We often enter into arrangements to conduct certain business operations, such as oil and gas exploration and production, oil sands mining or liquid hydrocarbon or natural gas transportation, with partners and other counterparties in order to share risks associated with those operations. In addition, we market our products to a variety of purchasers. If commodity prices remain at or fall below current levels, some of our counterparties may experience liquidity problems and may not be able to meet their financial and other obligations, including abandonment obligations, to us. The inability of our joint venture partners to fund their portion of the costs under our joint venture agreements, or the nonperformance by purchasers, contractors or other counterparties of their obligations to us, could negatively impact our operating results and cash flows.

Our offshore operations involve special risks that could negatively impact us.

Offshore exploration and development operations present technological challenges and operating risks because of the marine environment.  Activities in deepwater areas may pose incrementally greater risks because of water depths that limit intervention capability and the physical distance to oilfield service infrastructure and service providers.  Environmental remediation and other costs resulting from spills or releases may result in substantial liabilities.

Estimates of crude oil and condensate, NGLs, natural gas and synthetic crude oil reserves depend on many factors and assumptions, including various assumptions that are based on conditions in existence as of the dates of the estimates. Any material changes in those conditions or other factors affecting those assumptions could impair the quantity and value of our reserves.

The proved reserve information included in this Annual Report on Form 10-K has been derived from engineering and geoscience estimates.
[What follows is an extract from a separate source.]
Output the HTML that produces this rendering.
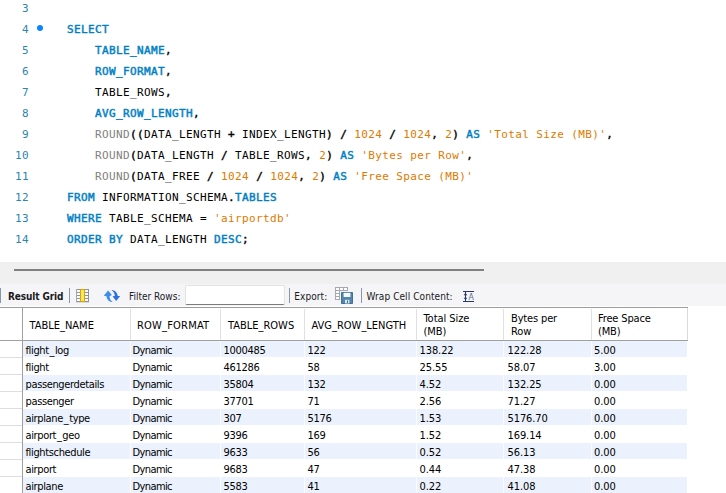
<!DOCTYPE html>
<html>
<head>
<meta charset="utf-8">
<title>Query</title>
<style>
html,body{margin:0;padding:0;}
body{width:726px;height:493px;position:relative;overflow:hidden;background:#fff;
  font-family:"DejaVu Sans Condensed","Liberation Sans",sans-serif;font-size:11px;color:#000;}
.abs{position:absolute;}
/* ---------- code editor ---------- */
#code{position:absolute;left:0;top:0;width:726px;height:262px;background:#fff;
  font-family:"DejaVu Sans Mono",monospace;font-size:11px;letter-spacing:0.3775px;}
.ln{position:absolute;left:0;width:726px;height:21px;line-height:21px;white-space:pre;}
.ln .n{position:absolute;left:0;width:29px;text-align:right;color:#2b86ad;}
.ln .c{position:absolute;left:67px;}
.k{color:#0080c4;-webkit-text-stroke:0.45px #0080c4;}
.o{color:#000;-webkit-text-stroke:0.4px #000;}
.f{color:#808080;}
.s{color:#dd7a00;}
.dot{position:absolute;left:37px;top:25px;width:6px;height:6px;border-radius:50%;background:#0a84ff;}
/* ---------- splitter strip ---------- */
#strip{position:absolute;left:0;top:262px;width:726px;height:22px;background:#f0f0f0;}
#strip i{position:absolute;left:14px;top:7px;width:470px;height:2px;background:#808080;}
/* ---------- toolbar ---------- */
#tb{position:absolute;left:0;top:284px;width:726px;height:22px;background:#f5f5f7;}
.sep{position:absolute;top:4px;width:1px;height:15px;background:#8797aa;}
.tl{position:absolute;top:1px;height:23px;line-height:23px;white-space:pre;font-size:10px;color:#1a1a1e;}
#filter{position:absolute;left:185px;top:1px;width:98px;height:18px;background:#fff;
  border:1px solid #e3e3e3;border-bottom:1px solid #7c7c7c;border-radius:2px;}
/* ---------- grid ---------- */
#grid{position:absolute;left:0;top:307px;width:726px;height:186px;background:#fff;}
#gtop{position:absolute;left:0;top:0;width:688px;height:1px;background:#9c9c9c;}
#gleft{position:absolute;left:22px;top:0;width:1px;height:186px;background:#a0a0a0;}
#ghb{position:absolute;left:0;top:33px;width:688px;height:1px;background:#a0a0a0;}
#ghr{position:absolute;left:687px;top:1px;width:1px;height:32px;background:#dadada;}
.hs{position:absolute;top:2px;width:1px;height:31px;background:#e0e0e0;}
.h{position:absolute;line-height:13px;white-space:pre;}
.row{position:absolute;left:23px;width:664px;height:16px;}
.row.a{background:#ebf2fd;}
.rh{position:absolute;left:0;width:22px;height:1px;background:#dedede;}
.cs{position:absolute;top:34px;width:1px;height:152px;background:rgba(255,255,255,.75);}
.d{position:absolute;margin-top:1px;margin-left:-0.5px;height:17px;line-height:17px;white-space:pre;letter-spacing:-0.3px;}
.d.t{letter-spacing:-0.36px;}
.d.y{letter-spacing:-0.6px;}
.d.p{letter-spacing:-0.1px;}
.d u{text-decoration:none;margin:0 0.8px;}
</style>
</head>
<body>

<div id="code">
  <div class="ln" style="top:-2px"><span class="n">3</span></div>
  <div class="ln" style="top:19px"><span class="n">4</span><span class="c"><span class="k">SELECT</span></span></div>
  <div class="ln" style="top:40px"><span class="n">5</span><span class="c">    <span class="k">TABLE_NAME</span><span class="o">,</span></span></div>
  <div class="ln" style="top:61px"><span class="n">6</span><span class="c">    <span class="k">ROW_FORMAT</span><span class="o">,</span></span></div>
  <div class="ln" style="top:82px"><span class="n">7</span><span class="c">    TABLE_ROWS<span class="o">,</span></span></div>
  <div class="ln" style="top:103px"><span class="n">8</span><span class="c">    <span class="k">AVG_ROW_LENGTH</span><span class="o">,</span></span></div>
  <div class="ln" style="top:124px"><span class="n">9</span><span class="c">    <span class="f">ROUND</span><span class="o">((</span>DATA_LENGTH <span class="o">+</span> INDEX_LENGTH<span class="o">)</span> <span class="o">/</span> <span class="s">1024</span> <span class="o">/</span> <span class="s">1024</span><span class="o">,</span> <span class="s">2</span><span class="o">)</span> <span class="k">AS</span> <span class="s">'Total Size (MB)'</span><span class="o">,</span></span></div>
  <div class="ln" style="top:145px"><span class="n">10</span><span class="c">    <span class="f">ROUND</span><span class="o">(</span>DATA_LENGTH <span class="o">/</span> TABLE_ROWS<span class="o">,</span> <span class="s">2</span><span class="o">)</span> <span class="k">AS</span> <span class="s">'Bytes per Row'</span><span class="o">,</span></span></div>
  <div class="ln" style="top:166px"><span class="n">11</span><span class="c">    <span class="f">ROUND</span><span class="o">(</span>DATA_FREE <span class="o">/</span> <span class="s">1024</span> <span class="o">/</span> <span class="s">1024</span><span class="o">,</span> <span class="s">2</span><span class="o">)</span> <span class="k">AS</span> <span class="s">'Free Space (MB)'</span></span></div>
  <div class="ln" style="top:187px"><span class="n">12</span><span class="c"><span class="k">FROM</span> INFORMATION_SCHEMA<span class="o">.</span><span class="k">TABLES</span></span></div>
  <div class="ln" style="top:208px"><span class="n">13</span><span class="c"><span class="k">WHERE</span> TABLE_SCHEMA = <span class="s">'airportdb'</span></span></div>
  <div class="ln" style="top:229px"><span class="n">14</span><span class="c"><span class="k">ORDER BY</span> DATA_LENGTH <span class="k">DESC</span><span class="o">;</span></span></div>
  <div class="dot"></div>
</div>

<div id="strip"><i></i></div>

<div id="tb">
  <div class="sep" style="left:0"></div>
  <div class="tl" style="left:8px;font-weight:bold;letter-spacing:-0.12px">Result Grid</div>
  <div class="sep" style="left:69px"></div>
  <!-- grid icon -->
  <svg class="abs" style="left:76px;top:5px" width="13" height="14" viewBox="0 0 13 14">
    <rect x="0" y="13" width="13" height="1" fill="#d9dade"/>
    <rect x="0" y="0" width="13" height="13" fill="#8d929c"/>
    <rect x="0" y="0" width="1" height="13" fill="#a3a7af"/>
    <path d="M1 1h3v2h-3zM1 4h3v2h-3zM1 7h3v2h-3zM1 10h3v2h-3zM9 1h3v2h-3zM9 4h3v2h-3zM9 7h3v2h-3zM9 10h3v2h-3z" fill="#fbfcff"/>
    <rect x="4" y="0" width="5" height="13" fill="#e0a200"/>
    <rect x="5" y="1" width="3" height="11" fill="#ffe85c"/>
  </svg>
  <!-- refresh icon -->
  <svg class="abs" style="left:100px;top:2px" width="24" height="20" viewBox="0 0 24 20">
    <path d="M8.1 4.6 L11.9 9.1 L9.5 10.2 C9.6 12.8 10.8 14.8 12.9 15.8 C10 16.4 7.1 14.6 6.4 10.3 L3.8 9.8 Z" fill="#3d8dec"/>
    <path d="M11.3 4 C14.2 4 17.3 6 17.8 10 L20.2 10 L16.2 15.1 L12.5 10.3 L14.8 10.1 C14.9 8 13.6 5.6 11.3 4 Z" fill="#2d70e2"/>
  </svg>
  <div class="tl" style="left:129px">Filter Rows:</div>
  <div id="filter"></div>
  <div class="sep" style="left:289px"></div>
  <div class="tl" style="left:294.3px;letter-spacing:0.08px">Export:</div>
  <!-- export icon -->
  <svg class="abs" style="left:335px;top:3px" width="20" height="19" viewBox="0 0 20 19">
    <rect x="0" y="0" width="13" height="13" fill="#a6a9b1"/>
    <path d="M1 1h3v2h-3zM5 1h3v2h-3zM9 1h3v2h-3zM1 4h3v2h-3zM5 4h3v2h-3zM9 4h3v2h-3zM1 7h3v2h-3zM5 7h3v2h-3zM9 7h3v2h-3zM1 10h3v2h-3zM5 10h3v2h-3zM9 10h3v2h-3z" fill="#fdfdfe"/>
    <rect x="5" y="4" width="14" height="14" fill="#f5f5f7"/>
    <rect x="6" y="5" width="12" height="12" rx="0.8" fill="#3f7298"/>
    <rect x="7" y="6" width="10" height="10" fill="#5286ac"/>
    <rect x="8.6" y="5.8" width="6.8" height="4.2" fill="#f7f8fa"/>
    <rect x="10" y="12.8" width="4.4" height="3.6" fill="#e2e5e8"/>
    <rect x="12" y="13.4" width="1" height="2.6" fill="#3f7298"/>
  </svg>
  <div class="sep" style="left:361px"></div>
  <div class="tl" style="left:366.5px;letter-spacing:0.08px">Wrap Cell Content:</div>
  <!-- wrap icon -->
  <svg class="abs" style="left:463px;top:7px" width="12" height="11" viewBox="0 0 12 11">
    <path d="M0 0h11v1h-11zM0 10h11v1h-11zM2 0h1v11h-1z" fill="#27396a"/>
    <path d="M0.7 4.2L2.5 1.8L4.3 4.2ZM0.7 6.8L2.5 9.2L4.3 6.8Z" fill="#27396a"/>
    <text x="5.6" y="8.9" font-family="'DejaVu Sans Condensed','Liberation Sans',sans-serif" font-size="8.6" fill="#5d6c90">A</text>
  </svg>
</div>

<div id="grid">
  <div id="gtop"></div>
  <div id="gleft"></div>
  <div id="ghb"></div>
  <div id="ghr"></div>
  <div class="hs" style="left:130px"></div>
  <div class="hs" style="left:220px"></div>
  <div class="hs" style="left:304px"></div>
  <div class="hs" style="left:416px"></div>
  <div class="hs" style="left:503px"></div>
  <div class="hs" style="left:591px"></div>

  <div class="h" style="left:29.5px;top:12px">TABLE_NAME</div>
  <div class="h" style="left:137px;top:12px;letter-spacing:0.2px">ROW_FORMAT</div>
  <div class="h" style="left:228px;top:12px">TABLE_ROWS</div>
  <div class="h" style="left:311.5px;top:12px">AVG_ROW_LENGTH</div>
  <div class="h" style="left:423.5px;top:5px;letter-spacing:-0.05px">Total Size<br>(MB)</div>
  <div class="h" style="left:511px;top:5px;letter-spacing:-0.15px">Bytes per<br>Row</div>
  <div class="h" style="left:598px;top:5px;letter-spacing:-0.15px">Free Space<br>(MB)</div>

  <div class="row a" style="top:34px"></div>
  <div class="row a" style="top:68px"></div>
  <div class="row a" style="top:102px"></div>
  <div class="row a" style="top:136px"></div>
  <div class="row a" style="top:170px"></div>
  <div class="rh" style="top:50px"></div><div class="rh" style="top:67px"></div><div class="rh" style="top:84px"></div>
  <div class="rh" style="top:101px"></div><div class="rh" style="top:118px"></div><div class="rh" style="top:135px"></div>
  <div class="rh" style="top:152px"></div><div class="rh" style="top:169px"></div>
  <div class="cs" style="left:130px"></div><div class="cs" style="left:220px"></div><div class="cs" style="left:304px"></div>
  <div class="cs" style="left:416px"></div><div class="cs" style="left:503px"></div><div class="cs" style="left:591px"></div>

  <!-- row 1 -->
  <div class="d t" style="left:26px;top:34px">flight<u>_</u>log</div><div class="d y" style="left:133px;top:34px">Dynamic</div><div class="d" style="left:224px;top:34px">1000485</div><div class="d" style="left:308px;top:34px">122</div><div class="d p" style="left:420px;top:34px">138.22</div><div class="d p" style="left:508px;top:34px">122.28</div><div class="d p" style="left:594.5px;top:34px">5.00</div>
  <!-- row 2 -->
  <div class="d t" style="left:26px;top:51px">flight</div><div class="d y" style="left:133px;top:51px">Dynamic</div><div class="d" style="left:224px;top:51px">461286</div><div class="d" style="left:308px;top:51px">58</div><div class="d p" style="left:420px;top:51px">25.55</div><div class="d p" style="left:508px;top:51px">58.07</div><div class="d p" style="left:594.5px;top:51px">3.00</div>
  <!-- row 3 -->
  <div class="d t" style="left:26px;top:68px">passengerdetails</div><div class="d y" style="left:133px;top:68px">Dynamic</div><div class="d" style="left:224px;top:68px">35804</div><div class="d" style="left:308px;top:68px">132</div><div class="d p" style="left:420px;top:68px">4.52</div><div class="d p" style="left:508px;top:68px">132.25</div><div class="d p" style="left:594.5px;top:68px">0.00</div>
  <!-- row 4 -->
  <div class="d t" style="left:26px;top:85px">passenger</div><div class="d y" style="left:133px;top:85px">Dynamic</div><div class="d" style="left:224px;top:85px">37701</div><div class="d" style="left:308px;top:85px">71</div><div class="d p" style="left:420px;top:85px">2.56</div><div class="d p" style="left:508px;top:85px">71.27</div><div class="d p" style="left:594.5px;top:85px">0.00</div>
  <!-- row 5 -->
  <div class="d t" style="left:26px;top:102px">airplane<u>_</u>type</div><div class="d y" style="left:133px;top:102px">Dynamic</div><div class="d" style="left:224px;top:102px">307</div><div class="d" style="left:308px;top:102px">5176</div><div class="d p" style="left:420px;top:102px">1.53</div><div class="d p" style="left:508px;top:102px">5176.70</div><div class="d p" style="left:594.5px;top:102px">0.00</div>
  <!-- row 6 -->
  <div class="d t" style="left:26px;top:119px">airport<u>_</u>geo</div><div class="d y" style="left:133px;top:119px">Dynamic</div><div class="d" style="left:224px;top:119px">9396</div><div class="d" style="left:308px;top:119px">169</div><div class="d p" style="left:420px;top:119px">1.52</div><div class="d p" style="left:508px;top:119px">169.14</div><div class="d p" style="left:594.5px;top:119px">0.00</div>
  <!-- row 7 -->
  <div class="d t" style="left:26px;top:136px">flightschedule</div><div class="d y" style="left:133px;top:136px">Dynamic</div><div class="d" style="left:224px;top:136px">9633</div><div class="d" style="left:308px;top:136px">56</div><div class="d p" style="left:420px;top:136px">0.52</div><div class="d p" style="left:508px;top:136px">56.13</div><div class="d p" style="left:594.5px;top:136px">0.00</div>
  <!-- row 8 -->
  <div class="d t" style="left:26px;top:153px">airport</div><div class="d y" style="left:133px;top:153px">Dynamic</div><div class="d" style="left:224px;top:153px">9683</div><div class="d" style="left:308px;top:153px">47</div><div class="d p" style="left:420px;top:153px">0.44</div><div class="d p" style="left:508px;top:153px">47.38</div><div class="d p" style="left:594.5px;top:153px">0.00</div>
  <!-- row 9 -->
  <div class="d t" style="left:26px;top:170px">airplane</div><div class="d y" style="left:133px;top:170px">Dynamic</div><div class="d" style="left:224px;top:170px">5583</div><div class="d" style="left:308px;top:170px">41</div><div class="d p" style="left:420px;top:170px">0.22</div><div class="d p" style="left:508px;top:170px">41.08</div><div class="d p" style="left:594.5px;top:170px">0.00</div>
</div>

</body>
</html>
Estimates of liquid hydrocarbon and natural gas reserves were prepared by our in-house teams of reservoir engineers and geoscience professionals and were reviewed and approved by our Corporate Reserves Group. The synthetic crude oil reserves estimates were prepared by GLJ, a third-party consulting firm experienced in working with oil sands. Reserves were valued based on SEC pricing for the periods ended December 31, 2015 , 2014 and 2013 , as well as other conditions in existence at those dates. The table below provides the 2015 SEC pricing for certain benchmark prices as well as the unweighted average for the first two months of 2016:

SEC Pricing 2015

2-month Average 2016

WTI Crude oil

$

50.28


$

34.19


Henry Hub natural gas

$

2.59


$

2.28


Brent crude oil

$

54.25


$

34.86


Natural gas liquids

$

17.32


$

12.87


Any significant future price change could have a material effect on the quantity and present value of our proved reserves. To the extent that commodity prices remain at current or lower levels throughout 2016, a portion of our proved reserves could be deemed uneconomic and no longer classified as proved. This could impact both proved developed producing reserves as well as proved undeveloped reserves. If prices remain at the 2-month average depicted above throughout 2016, a material volume of our proved reserves could become uneconomic and would have to be reclassified to non-proved reserve or resource category. Assuming lower SEC pricing in 2016, our OSM proved reserves represent the largest risk to be reclassified to non-proved reserve or resource category. However, any impact of lower SEC pricing will likely be partially offset by continued cost reduction efforts. Also, any volumes reclassified to non-proved reserves could return to proved reserves as commodity prices improve. Future reserve revisions could also result from changes in capital funding, drilling plans and governmental regulation, among other things.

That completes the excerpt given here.